The Maze Rats “book” is 12 pages long, and about 80% of that space is filled with randomized tables of adjectives and nouns meant to fire your imagination and plug any gaps in the narrative. It’s time for the players to encounter a monster and the DM doesn’t have anything prepared? No problem. Roll a couple D6s and suddenly they’re face-to-face with a many-eyed vampiric goat. Which is, let’s be honest, better than anything you would have come up with yourself.
Maze Rats understands that a good stable of adjectives and nouns is more valuable to the role-playing experience than a hundred indexed chapters on opportunity attacks and skill modifiers. It gives you three stats to work with and if that’s not enough for you, well, see yourself out. Maze Rats certainly doesn’t care.

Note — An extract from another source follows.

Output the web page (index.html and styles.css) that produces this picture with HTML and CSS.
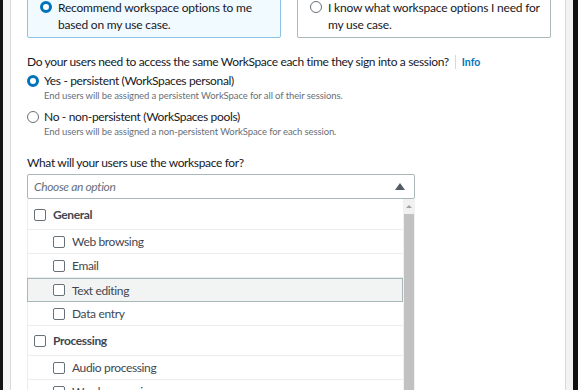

OSR: “Bone Jam” by JEFF the Brotherhood. This apotheosis of the so-dumb-it’s-genius song batters you with its grinning idiocy until it sucks you right into the astral plane. It is the maze and we are all but rats.
Century: Spice Road
Since there appears to be some sort of site bylaw that requires all TWBG writers to have a Hot Take© on this game, I feel ethically bound to give you mine: I like it a lot! Spice Road combines two of my very favorite things: a shifting market of cards and single-action turns. In practice, this means near-constant engagement with the game (and your opponents) as you try to surf the changing landscape of trader cards and contracts. And because turns pass along so quickly, downtime is pretty much nonexistent. I like that you build up the best engine you can, and then have to frantically retool it on the fly to fulfill new demands. “Good morning, Nissan factory--you’re pretty good at making cars, but can you learn to mass-produce Cheerios in a week? Best of luck!”
It may not be the deepest experience out there, but the pacey gameplay paired with a five-minute teaching time means this one will probably hit the table a lot. It’s worth noting that the quality of the game components goes a long way toward making Spice Road satisfying to play. This irritates me to no end, since I think “component creep” is one of the worst parts of the hobby and generally serves to obfuscate the flaws of weak games. But in Spice Road, the tarot-sized cards and little bowls of cubes feel like an integral design decision and not merely a cosmetic add-on. I truly think that if the cards were standard sized and you played with piles of tokens, this game would be 30% less fun. Scientifically.
I’m curious about further entries in the Century series and their modular design. I’m not sure Spice Road will benefit from further complication, but I like the concept. I’m currently trying to get a copy of Century: Eastern Wonders--if I’m successful I’ll report back on whether or not they play well together.
OSR: “Here Comes my Girl” by Tom Petty and the Heartbreakers. I don’t know many people who name Tom Petty as their favorite artist, but I know even fewer who don’t at least crack a smile when one of his songs comes on the radio. Like Petty, Spice Road is a crowd pleaser that may not be the absolute best in class but has enough smarts and heart to be worthy of our love.